Given the flimsy nature of the bendy, twisty pole, yaw could be induced by wind. The pole will tend to twist as it bends right or left, forward or backward. The pole may also twist in response to the cable tension necessary to winch the telescoping platform to its impressive 32 foot height. There are plenty of ways in which the platform might yaw, and zero ways in which Optotraffic checks to confirm that it is not yawed.

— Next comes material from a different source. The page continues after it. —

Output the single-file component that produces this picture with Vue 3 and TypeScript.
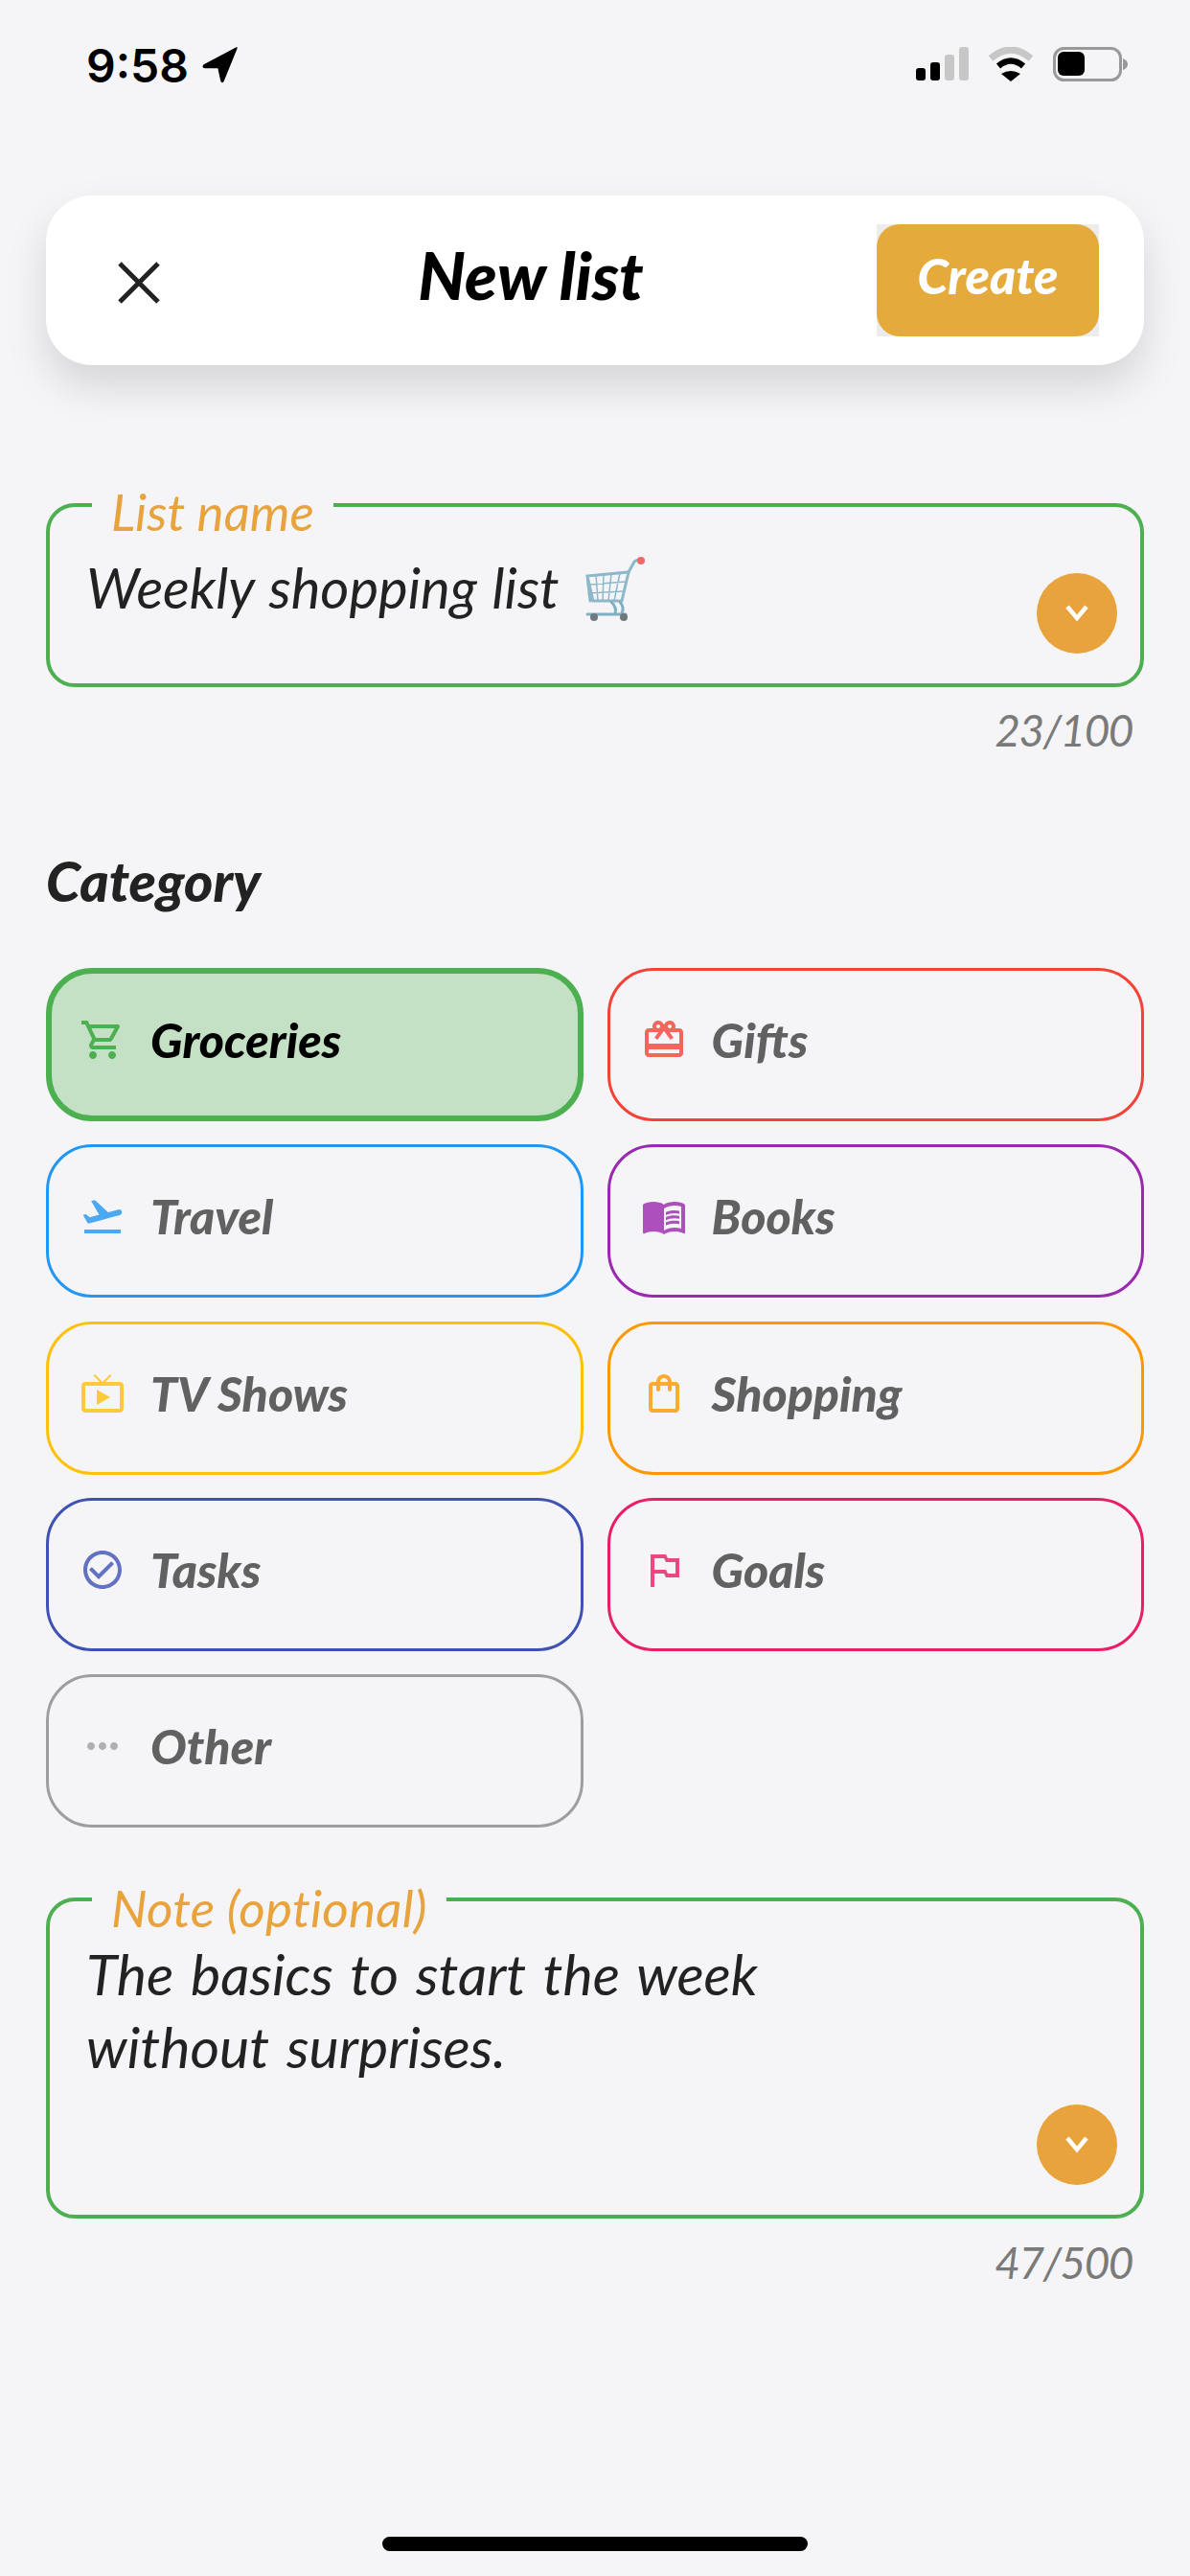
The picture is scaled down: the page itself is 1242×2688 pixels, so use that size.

As I said early on in this post, if you put an expensive, precision laser system on top of a bendy, twisty pole, you end up with an expensive piece of crap. Unfortunately, Optotraffic and its government clients (and protectors) are making millions and millions off Optotraffic's expensive piece of crap.
Epilogue
In the virtual world, Sarge 726 decided to fight the $40 ticket my virtual automated speed enforcer sent him. He scheduled a half-day off work, and went to the courtroom cattle call of like-minded individuals. After three hours and forty-five minutes, it was finally his time to be heard. He explained to the judge that he lived in the city, that he knew the speed trap was there, and that he was always very careful when he drove past it. He always obeyed the speed limit and never had a ticket before. But for some reason he couldn't understand, he got a ticket in the mail that said he was doing 52 mph in a 35 mph zone. He would swear under oath that he was only doing 35. He never speeds along there. Never.
The representative for the state rose and said, in a condescending voice for all the minions who couldn't understand the concept: "We use lasers calibrated against our global positioning system, Your Honor."
The judge banged his gavel on his little gavel banging thing. "I find you guilty as charged by the precision machine. You owe $40 for the ticket and $44 in court fees. We take cash or credit card. You may appeal if you wish. The fee to appeal is $80. Next."